In a swipe at Chancellor Schröder's government, Mr Schäuble said that a future conservative German government would not view European integration and good relations with the US as a contradiction. "It is not a question of building a counterweight to America," he said. "German foreign policy has to find its way back to a traditional balance between good relations with the US and France."
The red-carpet treatment afforded to Mr Schäuble, which included talks with Condoleezza Rice, the Secretary of State, and Stephen Hadley, the US national security adviser, was the clearest indication to date of US expectations regarding outcome of Germany's general election.

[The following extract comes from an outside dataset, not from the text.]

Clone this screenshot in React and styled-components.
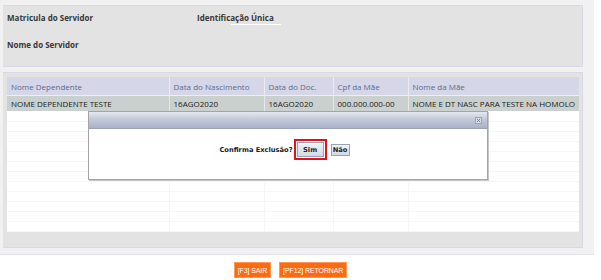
import React from "react";
import styled, { createGlobalStyle } from "styled-components";

const GlobalStyle = createGlobalStyle`
  html, body {
    margin: 0;
    padding: 0;
    background: #ffffff;
  }
  body {
    font-family: "Open Sans", "Liberation Sans", sans-serif;
  }
`;

const columns = [
  { title: "Nome Dependente", width: 162 },
  { title: "Data do Nascimento", width: 95 },
  { title: "Data do Doc.", width: 69 },
  { title: "Cpf da Mãe", width: 75 },
  { title: "Nome da Mãe", width: 171 },
];

const rows = [
  [
    "NOME DEPENDENTE TESTE",
    "16AGO2020",
    "16AGO2020",
    "000.000.000-00",
    "NOME E DT NASC PARA TESTE NA HOMOLO",
  ],
];

const App = () => {
  const emptyRows = Array.from({ length: 12 });

  return (
    <>
      <GlobalStyle />
      <Page>
        <InfoPanel>
          <InfoColumn>
            <Label>Matricula do Servidor</Label>
          </InfoColumn>
          <InfoColumn>
            <Label>Identificação Única</Label>
            <Field />
          </InfoColumn>
          <InfoColumn>
            <Label>Nome do Servidor</Label>
          </InfoColumn>
        </InfoPanel>

        <GridPanel>
          <Table>
            <colgroup>
              {columns.map((c) => (
                <col key={c.title} style={{ width: c.width }} />
              ))}
            </colgroup>
            <thead>
              <tr>
                {columns.map((c) => (
                  <Th key={c.title}>{c.title}</Th>
                ))}
              </tr>
            </thead>
            <tbody>
              {rows.map((r, i) => (
                <DataRow key={i}>
                  {r.map((cell, j) => (
                    <Td key={j}>{cell}</Td>
                  ))}
                </DataRow>
              ))}
              {emptyRows.map((_, i) => (
                <EmptyRow key={"e" + i}>
                  {columns.map((c) => (
                    <EmptyCell key={c.title} />
                  ))}
                </EmptyRow>
              ))}
            </tbody>
          </Table>
        </GridPanel>

        <Dialog>
          <TitleBar>
            <CloseIcon width="7" height="7" viewBox="0 0 7 7">
              <rect x="0.5" y="0.5" width="6" height="6" fill="#d6dae4" stroke="#9ea6b8" />
              <path d="M2 2 L5 5 M5 2 L2 5" stroke="#7d8598" strokeWidth="1" />
            </CloseIcon>
          </TitleBar>
          <DialogBody>
            <Question>Confirma Exclusão?</Question>
            <Focus>
              <DialogButton $big>Sim</DialogButton>
            </Focus>
            <DialogButton>Não</DialogButton>
          </DialogBody>
        </Dialog>
      </Page>

      <Footer>
        <ActionButton>[F3] SAIR</ActionButton>
        <ActionButton>[PF12] RETORNAR</ActionButton>
      </Footer>
    </>
  );
};

export default App;

const Page = styled.div`
  position: relative;
  width: 594px;
  box-sizing: border-box;
  padding: 5px 11px 6px 3px;
  background: #f1f1f1;
  border-bottom: 1px solid #e4e3ea;
  display: flex;
  flex-direction: column;
  gap: 5px;
`;

const InfoPanel = styled.div`
  height: 62px;
  box-sizing: border-box;
  background: #e3e3e3;
  border: 1px solid #dad8e2;
  border-left: none;
  display: grid;
  grid-template-columns: 190px 1fr;
  grid-template-rows: 27px 1fr;
  padding: 7px 0 0 4px;
`;

const InfoColumn = styled.div`
  display: flex;
  flex-direction: column;
`;

const Label = styled.span`
  font-family: "Open Sans", sans-serif;
  font-weight: 700;
  font-size: 8px;
  line-height: 10px;
  color: #383838;
`;

const Field = styled.div`
  width: 50px;
  height: 1px;
  margin: 1px 0 0 34px;
  background: #ffffff;
`;

const GridPanel = styled.div`
  height: 176px;
  box-sizing: border-box;
  background: #e3e3e3;
  border: 1px solid #dad8e2;
  border-left: none;
  padding: 4px 4px 14px 4px;
`;

const Table = styled.table`
  width: 572px;
  border-collapse: collapse;
  table-layout: fixed;
  background: #ffffff;
  font-family: "Open Sans", sans-serif;
  font-size: 8px;
`;

const Th = styled.th`
  height: 18px;
  padding: 0 4px;
  text-align: left;
  font-weight: 400;
  color: #5b6c8e;
  background: #d5d6e8;
  border-right: 1px solid #eceaf2;
  white-space: nowrap;
  overflow: hidden;
  &:last-child {
    border-right: none;
  }
`;

const DataRow = styled.tr`
  background: #c9d0ce;
`;

const Td = styled.td`
  height: 15px;
  padding: 0 4px;
  color: #1c1c1c;
  border-right: 1px solid #e4e8e6;
  border-top: 1px solid #eef0ef;
  white-space: nowrap;
  overflow: hidden;
  &:last-child {
    border-right: none;
  }
`;

const EmptyRow = styled.tr`
  height: 10px;
`;

const EmptyCell = styled.td`
  padding: 0;
  border-right: 1px solid #f6f6f6;
  border-bottom: 1px solid #f5f5f5;
  &:last-child {
    border-right: none;
  }
`;

const Dialog = styled.div`
  position: absolute;
  left: 88px;
  top: 111px;
  width: 400px;
  height: 69px;
  box-sizing: border-box;
  background: #ffffff;
  border: 1px solid #a4a4a8;
  box-shadow: 1px 1px 0 #c8c8cc;
  display: flex;
  flex-direction: column;
`;

const TitleBar = styled.div`
  height: 16px;
  flex-shrink: 0;
  background: linear-gradient(#e4e8f0 0%, #c3c9d9 45%, #a9b2c8 100%);
  border-bottom: 1px solid #9ca5ba;
  display: flex;
  align-items: center;
  justify-content: flex-end;
  padding-right: 5px;
`;

const CloseIcon = styled.svg`
  display: block;
`;

const DialogBody = styled.div`
  flex: 1;
  display: flex;
  align-items: center;
  justify-content: center;
  padding: 0 7px 9px 0;
  font-family: "DejaVu Sans", Verdana, sans-serif;
`;

const Question = styled.span`
  font-weight: 700;
  font-size: 6.7px;
  color: #1a1a1a;
  margin-right: 1px;
`;

const Focus = styled.span`
  display: flex;
  padding: 1px;
  border: 2px solid #e2121c;
  margin-right: 4px;
`;

const DialogButton = styled.button`
  box-sizing: border-box;
  height: ${(p) => (p.$big ? "15px" : "12px")};
  width: ${(p) => (p.$big ? "27px" : "19px")};
  padding: 0;
  background: linear-gradient(#f0f2f6, #d3d9e3);
  border: 1px solid #9aa3b4;
  font-family: "DejaVu Sans", Verdana, sans-serif;
  font-weight: 700;
  font-size: 6.7px;
  color: #1c2033;
`;

const Footer = styled.div`
  width: 581px;
  display: flex;
  justify-content: center;
  gap: 8px;
  padding-top: 7px;
`;

const ActionButton = styled.button`
  height: 16px;
  padding: 0 3px;
  background: #ff6a10;
  border: 1px solid #ff9a5c;
  color: #ffffff;
  font-family: "Liberation Sans Narrow", "Liberation Sans", sans-serif;
  font-size: 7px;
  letter-spacing: -0.1px;
`;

After three years of icy diplomacy following Chancellor Gerhard Schröders' rejection of the US invasion of Iraq, the White House is hoping that US-German relations can be put back on a more stable footing.
Mr Schäuble was dispatched to Washington this week on a scouting mission by Germany's opposition. The CDU has outlined its policy towards the US in an election manifesto which insists that under a conservative administration, Germany will embark on a "new start" in relations with the White House.
However, the strength of German public opposition to the US's continued presence in Iraq prevented Mrs Merkel from going to Washington herself. Several German commentators have said television footage of Mrs Merkel and President Bush smiling and shaking hands would inevitably result in Mrs Merkel being dubbed "Bush's poodle" in the German media.
Mr Schäubel was at pains to insist that, despite the prospect of better relations, no German troops would be dispatched to Iraq under the CDU.
Despite its willingness to please Washington, Mrs Merkel's party has differences with the White House over Turkey's proposed membership of the European Union. The Bush administration is keen to see Turkey becomea fully fledged member. However, the CDU is adamant that Ankara be given only "privileged partnership" status. Her party has made opposition to Turkey's membership one of the main issues in its election manifesto.
German commentators have also rejected suggestions that a Merkel-led government would alter Germany's stance towards its main European ally, France, in favour of an improved relationship with the US.
"One has to remember that Mrs Merkel's conservatives regard themselves as the architects of the Franco-German alliance. There is no question of the party giving this up," a spokeswoman for Germany's Konrad Adenauer conservative think-tank told The Independent.
White House officials were reluctant yesterday to concede that Mr Bush's meeting with Mr Schäuble heralded the start of a new German-US alliance.
A spokesman said: "We are moving forward since our difficulties of the past and will continue to do so regardless of who wins the German elections."